## start
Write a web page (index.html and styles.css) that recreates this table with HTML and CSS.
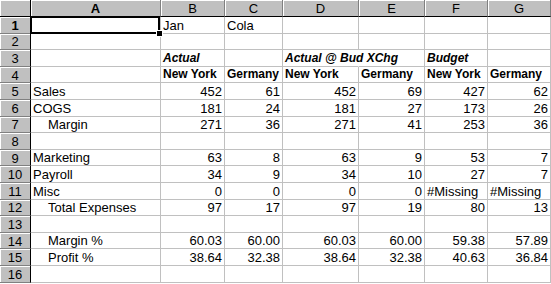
FILE: index.html
```html
<!DOCTYPE html>
<html>
<head>
<meta charset="utf-8">
<link rel="stylesheet" href="styles.css">
</head>
<body>
<div class="sheet">
  <div class="hd corner"></div>
  <div class="hd col sel">A</div>
  <div class="hd col">B</div>
  <div class="hd col">C</div>
  <div class="hd col">D</div>
  <div class="hd col">E</div>
  <div class="hd col">F</div>
  <div class="hd col last">G</div>

  <div class="hd row sel">1</div>
  <div class="c active"><span class="handle"></span></div>
  <div class="c t">Jan</div>
  <div class="c t">Cola</div>
  <div class="c"></div><div class="c"></div><div class="c"></div><div class="c"></div>

  <div class="hd row">2</div>
  <div class="c"></div><div class="c"></div><div class="c"></div><div class="c"></div><div class="c"></div><div class="c"></div><div class="c"></div>

  <div class="hd row">3</div>
  <div class="c"></div>
  <div class="c t bi">Actual</div>
  <div class="c"></div>
  <div class="c t bi nogrid">Actual @ Bud XChg</div>
  <div class="c"></div>
  <div class="c t bi">Budget</div>
  <div class="c"></div>

  <div class="hd row">4</div>
  <div class="c"></div>
  <div class="c t b">New York</div>
  <div class="c t b">Germany</div>
  <div class="c t b">New York</div>
  <div class="c t b">Germany</div>
  <div class="c t b">New York</div>
  <div class="c t b">Germany</div>

  <div class="hd row">5</div>
  <div class="c t">Sales</div>
  <div class="c n">452</div><div class="c n">61</div><div class="c n">452</div><div class="c n">69</div><div class="c n">427</div><div class="c n">62</div>

  <div class="hd row">6</div>
  <div class="c t">COGS</div>
  <div class="c n">181</div><div class="c n">24</div><div class="c n">181</div><div class="c n">27</div><div class="c n">173</div><div class="c n">26</div>

  <div class="hd row">7</div>
  <div class="c t i2">Margin</div>
  <div class="c n">271</div><div class="c n">36</div><div class="c n">271</div><div class="c n">41</div><div class="c n">253</div><div class="c n">36</div>

  <div class="hd row">8</div>
  <div class="c"></div><div class="c"></div><div class="c"></div><div class="c"></div><div class="c"></div><div class="c"></div><div class="c"></div>

  <div class="hd row">9</div>
  <div class="c t">Marketing</div>
  <div class="c n">63</div><div class="c n">8</div><div class="c n">63</div><div class="c n">9</div><div class="c n">53</div><div class="c n">7</div>

  <div class="hd row">10</div>
  <div class="c t">Payroll</div>
  <div class="c n">34</div><div class="c n">9</div><div class="c n">34</div><div class="c n">10</div><div class="c n">27</div><div class="c n">7</div>

  <div class="hd row">11</div>
  <div class="c t">Misc</div>
  <div class="c n">0</div><div class="c n">0</div><div class="c n">0</div><div class="c n">0</div><div class="c t">#Missing</div><div class="c t">#Missing</div>

  <div class="hd row">12</div>
  <div class="c t i2">Total Expenses</div>
  <div class="c n">97</div><div class="c n">17</div><div class="c n">97</div><div class="c n">19</div><div class="c n">80</div><div class="c n">13</div>

  <div class="hd row">13</div>
  <div class="c"></div><div class="c"></div><div class="c"></div><div class="c"></div><div class="c"></div><div class="c"></div><div class="c"></div>

  <div class="hd row">14</div>
  <div class="c t i2">Margin %</div>
  <div class="c n">60.03</div><div class="c n">60.00</div><div class="c n">60.03</div><div class="c n">60.00</div><div class="c n">59.38</div><div class="c n">57.89</div>

  <div class="hd row">15</div>
  <div class="c t i2">Profit %</div>
  <div class="c n">38.64</div><div class="c n">32.38</div><div class="c n">38.64</div><div class="c n">32.38</div><div class="c n">40.63</div><div class="c n">36.84</div>

  <div class="hd row">16</div>
  <div class="c"></div><div class="c"></div><div class="c"></div><div class="c"></div><div class="c"></div><div class="c"></div><div class="c"></div>
</div>
</body>
</html>
```
FILE: styles.css
```css
html, body {
  margin: 0;
  padding: 0;
  background: #ffffff;
}
body {
  width: 551px;
  height: 284px;
  overflow: hidden;
}
.sheet {
  display: grid;
  grid-template-columns: 31px 130px 64px 58px 76px 66px 63px 63px;
  grid-template-rows: 17px repeat(16, 16.6px);
  font-family: "Liberation Sans", Arial, sans-serif;
  font-size: 13px;
  color: #000;
}
.hd {
  background: #c0c0c0;
  box-sizing: border-box;
  border-right: 1px solid #808080;
  border-bottom: 1px solid #808080;
  box-shadow: inset 1px 1px 0 #ffffff;
  display: flex;
  align-items: center;
  justify-content: center;
  line-height: 1;
  font-size: 13px;
}
.col {
  border-bottom-color: #000;
}
.row {
  border-right-color: #000;
  padding-top: 1px;
}
.corner {
  border-bottom-color: #000;
  border-right-color: #000;
}
.sel {
  font-weight: bold;
}
.c {
  box-sizing: border-box;
  border-right: 1px solid #c0c0c0;
  border-bottom: 1px solid #c0c0c0;
  display: flex;
  align-items: flex-end;
  white-space: nowrap;
  line-height: 13px;
  padding-bottom: 1px;
  background: #fff;
  min-width: 0;
}
.t {
  padding-left: 2px;
  justify-content: flex-start;
  overflow: visible;
  position: relative;
  z-index: 1;
}
.n {
  justify-content: flex-end;
  padding-right: 2px;
}
.i2 {
  padding-left: 17px;
}
.b {
  font-weight: bold;
  font-size: 12px;
}
.bi {
  font-weight: bold;
  font-style: italic;
  font-size: 12px;
}
.nogrid {
  border-right-color: #fff;
}
.active {
  position: relative;
}
.active::before {
  content: "";
  position: absolute;
  left: -1px;
  top: -1px;
  width: 130px;
  height: 18px;
  box-sizing: border-box;
  border: 2px solid #000;
}
.handle {
  position: absolute;
  left: 126px;
  top: 14px;
  width: 5px;
  height: 5px;
  background: #000;
  outline: 1px solid #fff;
  z-index: 2;
}
```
## end
- Task statement:
Transcribe the full listing above exactly, with the images removed.

- Exercise output:
Write a web page (index.html and styles.css) that recreates this table with HTML and CSS.
FILE: index.html
```html
<!DOCTYPE html>
<html>
<head>
<meta charset="utf-8">
<link rel="stylesheet" href="styles.css">
</head>
<body>
<div class="sheet">
  <div class="hd corner"></div>
  <div class="hd col sel">A</div>
  <div class="hd col">B</div>
  <div class="hd col">C</div>
  <div class="hd col">D</div>
  <div class="hd col">E</div>
  <div class="hd col">F</div>
  <div class="hd col last">G</div>

  <div class="hd row sel">1</div>
  <div class="c active"><span class="handle"></span></div>
  <div class="c t">Jan</div>
  <div class="c t">Cola</div>
  <div class="c"></div><div class="c"></div><div class="c"></div><div class="c"></div>

  <div class="hd row">2</div>
  <div class="c"></div><div class="c"></div><div class="c"></div><div class="c"></div><div class="c"></div><div class="c"></div><div class="c"></div>

  <div class="hd row">3</div>
  <div class="c"></div>
  <div class="c t bi">Actual</div>
  <div class="c"></div>
  <div class="c t bi nogrid">Actual @ Bud XChg</div>
  <div class="c"></div>
  <div class="c t bi">Budget</div>
  <div class="c"></div>

  <div class="hd row">4</div>
  <div class="c"></div>
  <div class="c t b">New York</div>
  <div class="c t b">Germany</div>
  <div class="c t b">New York</div>
  <div class="c t b">Germany</div>
  <div class="c t b">New York</div>
  <div class="c t b">Germany</div>

  <div class="hd row">5</div>
  <div class="c t">Sales</div>
  <div class="c n">452</div><div class="c n">61</div><div class="c n">452</div><div class="c n">69</div><div class="c n">427</div><div class="c n">62</div>

  <div class="hd row">6</div>
  <div class="c t">COGS</div>
  <div class="c n">181</div><div class="c n">24</div><div class="c n">181</div><div class="c n">27</div><div class="c n">173</div><div class="c n">26</div>

  <div class="hd row">7</div>
  <div class="c t i2">Margin</div>
  <div class="c n">271</div><div class="c n">36</div><div class="c n">271</div><div class="c n">41</div><div class="c n">253</div><div class="c n">36</div>

  <div class="hd row">8</div>
  <div class="c"></div><div class="c"></div><div class="c"></div><div class="c"></div><div class="c"></div><div class="c"></div><div class="c"></div>

  <div class="hd row">9</div>
  <div class="c t">Marketing</div>
  <div class="c n">63</div><div class="c n">8</div><div class="c n">63</div><div class="c n">9</div><div class="c n">53</div><div class="c n">7</div>

  <div class="hd row">10</div>
  <div class="c t">Payroll</div>
  <div class="c n">34</div><div class="c n">9</div><div class="c n">34</div><div class="c n">10</div><div class="c n">27</div><div class="c n">7</div>

  <div class="hd row">11</div>
  <div class="c t">Misc</div>
  <div class="c n">0</div><div class="c n">0</div><div class="c n">0</div><div class="c n">0</div><div class="c t">#Missing</div><div class="c t">#Missing</div>

  <div class="hd row">12</div>
  <div class="c t i2">Total Expenses</div>
  <div class="c n">97</div><div class="c n">17</div><div class="c n">97</div><div class="c n">19</div><div class="c n">80</div><div class="c n">13</div>

  <div class="hd row">13</div>
  <div class="c"></div><div class="c"></div><div class="c"></div><div class="c"></div><div class="c"></div><div class="c"></div><div class="c"></div>

  <div class="hd row">14</div>
  <div class="c t i2">Margin %</div>
  <div class="c n">60.03</div><div class="c n">60.00</div><div class="c n">60.03</div><div class="c n">60.00</div><div class="c n">59.38</div><div class="c n">57.89</div>

  <div class="hd row">15</div>
  <div class="c t i2">Profit %</div>
  <div class="c n">38.64</div><div class="c n">32.38</div><div class="c n">38.64</div><div class="c n">32.38</div><div class="c n">40.63</div><div class="c n">36.84</div>

  <div class="hd row">16</div>
  <div class="c"></div><div class="c"></div><div class="c"></div><div class="c"></div><div class="c"></div><div class="c"></div><div class="c"></div>
</div>
</body>
</html>
```
FILE: styles.css
```css
html, body {
  margin: 0;
  padding: 0;
  background: #ffffff;
}
body {
  width: 551px;
  height: 284px;
  overflow: hidden;
}
.sheet {
  display: grid;
  grid-template-columns: 31px 130px 64px 58px 76px 66px 63px 63px;
  grid-template-rows: 17px repeat(16, 16.6px);
  font-family: "Liberation Sans", Arial, sans-serif;
  font-size: 13px;
  color: #000;
}
.hd {
  background: #c0c0c0;
  box-sizing: border-box;
  border-right: 1px solid #808080;
  border-bottom: 1px solid #808080;
  box-shadow: inset 1px 1px 0 #ffffff;
  display: flex;
  align-items: center;
  justify-content: center;
  line-height: 1;
  font-size: 13px;
}
.col {
  border-bottom-color: #000;
}
.row {
  border-right-color: #000;
  padding-top: 1px;
}
.corner {
  border-bottom-color: #000;
  border-right-color: #000;
}
.sel {
  font-weight: bold;
}
.c {
  box-sizing: border-box;
  border-right: 1px solid #c0c0c0;
  border-bottom: 1px solid #c0c0c0;
  display: flex;
  align-items: flex-end;
  white-space: nowrap;
  line-height: 13px;
  padding-bottom: 1px;
  background: #fff;
  min-width: 0;
}
.t {
  padding-left: 2px;
  justify-content: flex-start;
  overflow: visible;
  position: relative;
  z-index: 1;
}
.n {
  justify-content: flex-end;
  padding-right: 2px;
}
.i2 {
  padding-left: 17px;
}
.b {
  font-weight: bold;
  font-size: 12px;
}
.bi {
  font-weight: bold;
  font-style: italic;
  font-size: 12px;
}
.nogrid {
  border-right-color: #fff;
}
.active {
  position: relative;
}
.active::before {
  content: "";
  position: absolute;
  left: -1px;
  top: -1px;
  width: 130px;
  height: 18px;
  box-sizing: border-box;
  border: 2px solid #000;
}
.handle {
  position: absolute;
  left: 126px;
  top: 14px;
  width: 5px;
  height: 5px;
  background: #000;
  outline: 1px solid #fff;
  z-index: 2;
}
```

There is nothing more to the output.